Right field umpire Tim Welke got the initial call right and, after Cardinals manager Tony La Russa came onto the field, the umpires huddled and upheld the decision, which replays showed was correct.
``I was sitting on everything,'' Spiezio said. ``I was trying to shorten my swing even more.''
Yadier Molina had a two-run double in the second and Jim Edmonds hit a two-run homer in the third for St. Louis, and Josh Kinney got the win by pitching a scoreless eighth _ getting Carlos Beltran to ground into an inning-ending double play with two on.
Carlos Delgado drove in four runs with a three-run homer and a solo shot off Carpenter, but John Maine lasted just four innings and while he gave up two hits, each drove in two runs. He walked five and threw 92 pitches _ three more than Tom Glavine needed to get through seven shutout innings the night before.
Carpenter had trouble controlling his curveball and with plate umpire Jim Joyce's tight strike zone, allowing five runs, six hits and four walks in five innings.
Because of Wednesday's rainout, there is not a travel day. When the series shifts Saturday night to the new Busch Stadium not far from the Mississippi River, Steve Traschel (15-8) pitches for the Mets against Jeff Suppan (12-7).

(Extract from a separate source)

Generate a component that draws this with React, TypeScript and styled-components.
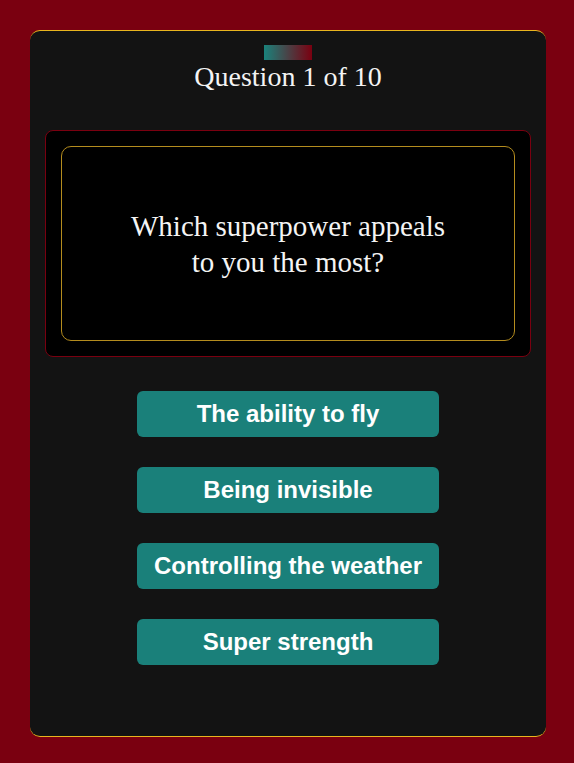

It was 54 degrees at gametime, down 13 from the opener. Shortstop Jose Reyes wore a black ski cap with a Mets logo during batting practice, and some of the umpires wore gloves during the game.
Rolen, 1-for-14 in the postseason as he tries to play with a sore left shoulder, was dropped after going hitless in the opener. New York was missing left fielder Cliff Floyd, who reinjured his left Achilles' tendon in Thursday's opener.
New York broke on top quickly. Reyes doubled leading off, Beltran walked with one out and Delgado hit a 440-foot, opposite-field drive into the left-center field bleachers for a 3-0 lead.
But Delgado made a key error in the second. Edmonds walked leading off and Spiezio hit a grounder down the first-base line that should have been one out and possibly two. The ball glanced off Delgado's glove for an error that put runners on second and third, and Encarnacion followed with a walk that loaded the bases. Maine got Ronnie Belliard to hit an infield popup, but Molina hit an opposite-field double to right, closing the Cardinals to 3-2.
Endy Chavez, Floyd's replacement, was 0-for-11 against Carpenter coming in but doubled to right leading off the bottom half and scored on Reyes' single for a 4-2 lead. That was the last hit Carpenter allowed until Delgado's second homer.
Pujols walked with one out in the third after his foul pop down the left-field line fell just beyond the gloves of Reyes, Chavez and third baseman David Wright. Edmonds then hit a ball to center that carried a little bit over the center-field fence for his 12th postseason homer.
Delgado homered into the left-field seats for a 5-4 lead in the fifth, and Paul Lo Duca added an RBI double off Josh Hancock that scored the speedy Reyes from first in the sixth _ the first run in the postseason off the Cardinals' bullpen, which had thrown 16 scoreless innings.
But Pujols, on the 11th pitch of his at-bat, ended an 0-for-12 slide with a two-out single in the seventh off Mota, who then walked Edmonds. Behind in the count 0-2, Spiezio pulled a changeup foul, then sent the ball soaring to right, when Green stopped it from being a homer. With the go-ahead run at third, Aaron Heilman came in and retired Encarnacion on a groundout.
With the potential go-ahead run in second in the eighth, Heilman got David Eckstein to ground out on the 12th pitch to him. New York got two on with one out in the eighth, but Beltran grounded into a double play.
Notes: The only other multihomer game for the Mets in the NLCS was by Rusty Staub in Game 3 in 1973 against Cincinnati.